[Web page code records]

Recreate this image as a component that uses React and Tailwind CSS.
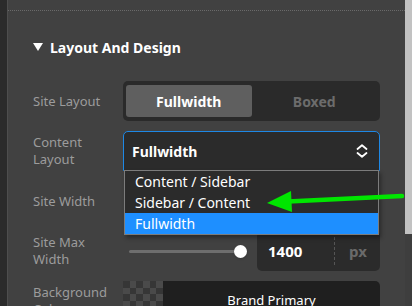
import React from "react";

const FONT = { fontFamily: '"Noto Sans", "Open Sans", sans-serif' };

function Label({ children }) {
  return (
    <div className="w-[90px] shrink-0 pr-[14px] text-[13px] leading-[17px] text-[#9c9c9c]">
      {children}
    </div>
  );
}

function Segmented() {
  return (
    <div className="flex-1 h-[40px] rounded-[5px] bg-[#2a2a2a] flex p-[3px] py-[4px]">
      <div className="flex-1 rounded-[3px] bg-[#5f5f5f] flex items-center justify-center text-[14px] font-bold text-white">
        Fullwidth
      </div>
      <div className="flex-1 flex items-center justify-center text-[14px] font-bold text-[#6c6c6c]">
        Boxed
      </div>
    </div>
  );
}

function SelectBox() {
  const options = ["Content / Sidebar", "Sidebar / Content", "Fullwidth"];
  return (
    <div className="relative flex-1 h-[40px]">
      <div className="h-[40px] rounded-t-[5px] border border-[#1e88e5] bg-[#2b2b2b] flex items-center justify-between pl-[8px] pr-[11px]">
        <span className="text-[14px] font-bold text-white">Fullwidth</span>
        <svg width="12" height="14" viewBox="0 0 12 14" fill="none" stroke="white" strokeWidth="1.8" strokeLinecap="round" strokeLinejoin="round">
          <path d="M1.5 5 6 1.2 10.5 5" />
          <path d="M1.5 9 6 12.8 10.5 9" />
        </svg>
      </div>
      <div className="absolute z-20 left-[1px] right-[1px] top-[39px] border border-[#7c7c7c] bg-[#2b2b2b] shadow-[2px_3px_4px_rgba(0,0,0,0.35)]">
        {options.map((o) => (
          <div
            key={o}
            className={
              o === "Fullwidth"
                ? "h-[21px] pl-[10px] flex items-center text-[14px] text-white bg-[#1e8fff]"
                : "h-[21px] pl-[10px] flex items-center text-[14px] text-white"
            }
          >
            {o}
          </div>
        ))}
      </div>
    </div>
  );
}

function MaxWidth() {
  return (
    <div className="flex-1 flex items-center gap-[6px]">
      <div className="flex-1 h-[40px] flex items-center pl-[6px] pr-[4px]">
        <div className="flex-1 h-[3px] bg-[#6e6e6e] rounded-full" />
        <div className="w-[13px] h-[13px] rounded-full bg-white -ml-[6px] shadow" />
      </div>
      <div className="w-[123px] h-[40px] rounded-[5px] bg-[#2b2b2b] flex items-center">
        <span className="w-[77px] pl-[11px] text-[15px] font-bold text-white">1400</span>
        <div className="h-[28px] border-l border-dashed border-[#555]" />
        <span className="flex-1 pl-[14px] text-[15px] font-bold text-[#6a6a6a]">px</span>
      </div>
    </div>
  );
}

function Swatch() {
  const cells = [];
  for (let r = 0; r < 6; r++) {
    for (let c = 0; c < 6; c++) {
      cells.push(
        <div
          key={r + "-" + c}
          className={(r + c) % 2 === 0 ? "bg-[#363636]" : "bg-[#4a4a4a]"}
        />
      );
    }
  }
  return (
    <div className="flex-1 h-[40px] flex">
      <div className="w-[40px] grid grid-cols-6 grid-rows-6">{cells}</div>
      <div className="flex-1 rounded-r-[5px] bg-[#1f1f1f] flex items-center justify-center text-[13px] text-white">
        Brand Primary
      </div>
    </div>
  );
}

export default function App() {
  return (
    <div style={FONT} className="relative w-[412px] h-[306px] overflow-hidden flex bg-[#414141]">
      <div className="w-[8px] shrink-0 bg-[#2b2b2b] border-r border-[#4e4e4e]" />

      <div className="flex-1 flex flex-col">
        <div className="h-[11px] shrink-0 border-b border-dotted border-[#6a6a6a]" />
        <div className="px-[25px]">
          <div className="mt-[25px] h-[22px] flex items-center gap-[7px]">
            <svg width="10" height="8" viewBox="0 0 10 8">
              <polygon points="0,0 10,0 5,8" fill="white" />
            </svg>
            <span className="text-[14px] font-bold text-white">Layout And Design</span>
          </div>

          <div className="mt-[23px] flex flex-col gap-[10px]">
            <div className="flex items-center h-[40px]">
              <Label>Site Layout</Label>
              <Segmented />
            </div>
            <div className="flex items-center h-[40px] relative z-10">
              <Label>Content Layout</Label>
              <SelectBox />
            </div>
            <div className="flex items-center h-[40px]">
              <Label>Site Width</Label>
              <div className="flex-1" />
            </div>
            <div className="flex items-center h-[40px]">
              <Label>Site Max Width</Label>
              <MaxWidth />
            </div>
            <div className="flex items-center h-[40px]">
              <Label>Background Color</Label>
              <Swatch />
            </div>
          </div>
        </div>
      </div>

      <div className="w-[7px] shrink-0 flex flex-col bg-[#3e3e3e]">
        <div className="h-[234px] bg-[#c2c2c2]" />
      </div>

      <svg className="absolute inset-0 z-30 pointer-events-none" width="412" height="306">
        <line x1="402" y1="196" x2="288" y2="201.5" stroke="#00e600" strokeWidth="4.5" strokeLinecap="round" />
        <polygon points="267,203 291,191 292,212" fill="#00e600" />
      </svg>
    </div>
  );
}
...
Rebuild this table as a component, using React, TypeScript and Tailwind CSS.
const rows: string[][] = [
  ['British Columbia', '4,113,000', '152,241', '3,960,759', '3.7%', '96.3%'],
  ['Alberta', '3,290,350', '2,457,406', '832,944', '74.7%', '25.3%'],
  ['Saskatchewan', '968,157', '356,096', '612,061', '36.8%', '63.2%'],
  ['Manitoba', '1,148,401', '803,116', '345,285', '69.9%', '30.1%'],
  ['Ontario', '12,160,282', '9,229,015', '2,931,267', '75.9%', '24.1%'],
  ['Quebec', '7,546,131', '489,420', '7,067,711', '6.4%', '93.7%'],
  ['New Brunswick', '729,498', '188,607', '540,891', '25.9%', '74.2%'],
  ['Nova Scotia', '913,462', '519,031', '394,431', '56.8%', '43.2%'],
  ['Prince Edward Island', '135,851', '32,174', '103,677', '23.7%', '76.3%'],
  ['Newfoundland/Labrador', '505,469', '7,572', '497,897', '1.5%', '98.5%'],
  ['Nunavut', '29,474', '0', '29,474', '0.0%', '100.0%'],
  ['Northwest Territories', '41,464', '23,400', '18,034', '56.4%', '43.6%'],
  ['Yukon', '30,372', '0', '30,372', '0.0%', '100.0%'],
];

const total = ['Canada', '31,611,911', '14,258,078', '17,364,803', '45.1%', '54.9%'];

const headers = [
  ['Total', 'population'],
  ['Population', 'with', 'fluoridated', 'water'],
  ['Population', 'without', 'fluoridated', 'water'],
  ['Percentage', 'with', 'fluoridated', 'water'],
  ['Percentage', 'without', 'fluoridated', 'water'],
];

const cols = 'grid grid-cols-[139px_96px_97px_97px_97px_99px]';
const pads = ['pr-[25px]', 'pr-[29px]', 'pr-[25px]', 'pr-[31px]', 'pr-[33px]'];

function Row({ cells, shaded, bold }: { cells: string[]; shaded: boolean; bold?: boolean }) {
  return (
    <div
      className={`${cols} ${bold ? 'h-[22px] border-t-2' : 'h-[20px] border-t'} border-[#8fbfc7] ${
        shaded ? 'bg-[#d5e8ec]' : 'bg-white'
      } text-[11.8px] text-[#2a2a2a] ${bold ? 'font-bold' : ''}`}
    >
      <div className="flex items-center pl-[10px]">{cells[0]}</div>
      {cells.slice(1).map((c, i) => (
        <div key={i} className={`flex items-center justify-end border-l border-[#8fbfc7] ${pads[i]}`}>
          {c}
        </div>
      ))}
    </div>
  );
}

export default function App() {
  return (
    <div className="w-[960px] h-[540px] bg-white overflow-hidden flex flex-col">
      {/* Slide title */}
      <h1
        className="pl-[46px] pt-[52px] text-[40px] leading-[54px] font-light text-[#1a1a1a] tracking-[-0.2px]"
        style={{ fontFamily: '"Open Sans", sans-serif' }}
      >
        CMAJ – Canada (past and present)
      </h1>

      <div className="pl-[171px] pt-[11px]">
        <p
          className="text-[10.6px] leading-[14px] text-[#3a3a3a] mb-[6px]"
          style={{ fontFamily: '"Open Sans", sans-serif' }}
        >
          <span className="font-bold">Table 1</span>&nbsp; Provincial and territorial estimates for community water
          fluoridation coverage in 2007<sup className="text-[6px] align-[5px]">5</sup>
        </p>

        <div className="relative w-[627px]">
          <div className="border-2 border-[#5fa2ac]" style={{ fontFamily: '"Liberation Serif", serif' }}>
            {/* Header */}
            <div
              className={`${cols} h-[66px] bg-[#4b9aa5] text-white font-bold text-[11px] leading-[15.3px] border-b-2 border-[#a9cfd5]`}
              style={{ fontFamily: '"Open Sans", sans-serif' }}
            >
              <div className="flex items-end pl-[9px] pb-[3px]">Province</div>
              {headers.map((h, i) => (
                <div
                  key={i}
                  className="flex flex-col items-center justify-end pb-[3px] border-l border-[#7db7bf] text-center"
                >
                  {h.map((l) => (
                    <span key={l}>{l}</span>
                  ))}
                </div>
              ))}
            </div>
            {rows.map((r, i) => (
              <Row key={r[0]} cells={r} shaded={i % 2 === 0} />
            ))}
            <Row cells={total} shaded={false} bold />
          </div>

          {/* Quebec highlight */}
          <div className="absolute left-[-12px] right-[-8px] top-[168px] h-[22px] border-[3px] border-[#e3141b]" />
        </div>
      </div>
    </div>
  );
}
--
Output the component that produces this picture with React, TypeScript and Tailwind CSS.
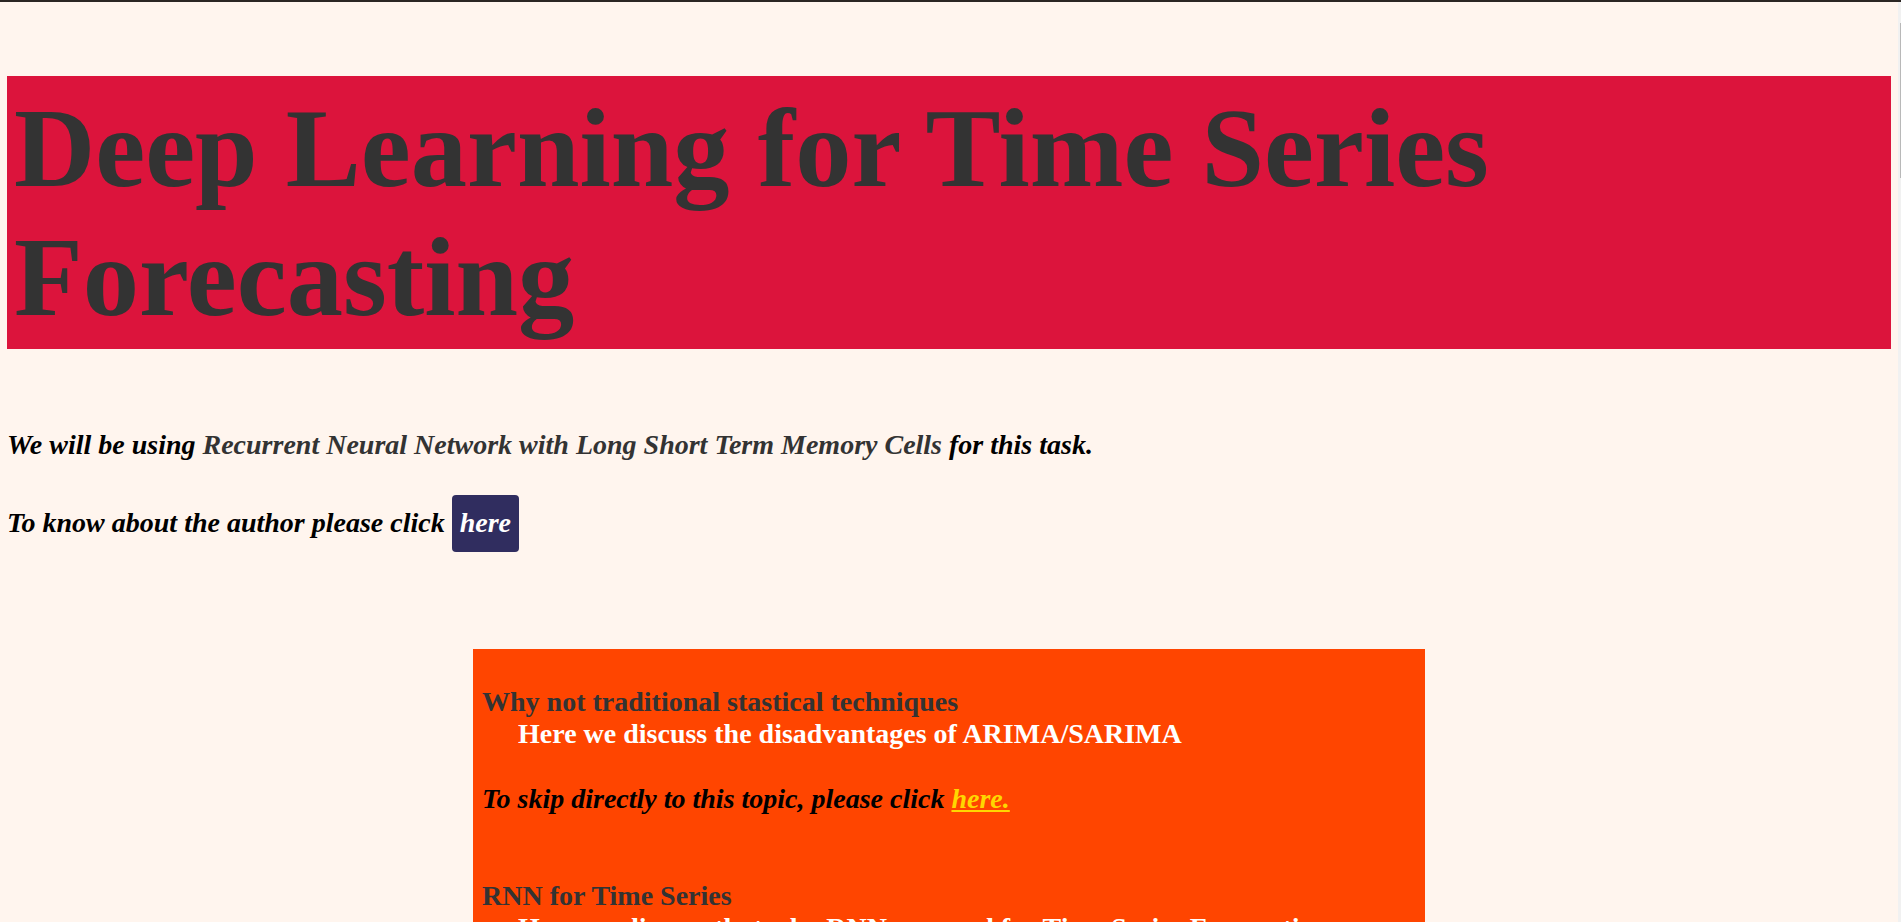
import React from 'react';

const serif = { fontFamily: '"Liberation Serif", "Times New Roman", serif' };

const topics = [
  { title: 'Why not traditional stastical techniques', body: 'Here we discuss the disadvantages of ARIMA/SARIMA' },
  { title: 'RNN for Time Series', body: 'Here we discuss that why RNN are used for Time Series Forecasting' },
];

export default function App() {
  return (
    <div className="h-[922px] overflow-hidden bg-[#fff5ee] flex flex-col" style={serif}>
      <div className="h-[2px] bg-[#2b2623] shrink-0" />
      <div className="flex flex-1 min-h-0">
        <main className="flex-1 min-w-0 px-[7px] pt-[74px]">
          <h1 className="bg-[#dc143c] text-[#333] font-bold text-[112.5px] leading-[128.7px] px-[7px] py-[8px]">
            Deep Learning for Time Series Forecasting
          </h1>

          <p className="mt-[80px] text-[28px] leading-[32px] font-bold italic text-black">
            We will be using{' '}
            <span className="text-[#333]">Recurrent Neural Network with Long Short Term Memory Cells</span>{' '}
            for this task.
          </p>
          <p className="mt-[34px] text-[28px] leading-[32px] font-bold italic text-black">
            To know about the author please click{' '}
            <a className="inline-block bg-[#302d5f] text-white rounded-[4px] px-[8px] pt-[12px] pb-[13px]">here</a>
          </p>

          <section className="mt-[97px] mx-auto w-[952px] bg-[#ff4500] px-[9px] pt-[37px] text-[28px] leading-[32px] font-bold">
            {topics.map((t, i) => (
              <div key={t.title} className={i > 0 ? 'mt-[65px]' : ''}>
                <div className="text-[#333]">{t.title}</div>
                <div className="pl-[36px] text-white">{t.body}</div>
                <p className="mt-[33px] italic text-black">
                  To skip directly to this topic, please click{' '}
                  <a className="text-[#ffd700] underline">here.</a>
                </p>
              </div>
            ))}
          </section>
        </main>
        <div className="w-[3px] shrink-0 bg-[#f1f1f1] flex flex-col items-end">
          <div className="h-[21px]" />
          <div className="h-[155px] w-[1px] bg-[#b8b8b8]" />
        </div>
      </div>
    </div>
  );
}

**What you will do**
Check each line of the data above for the string "component", then report how many lines have it, with no other words.

**Output below**
3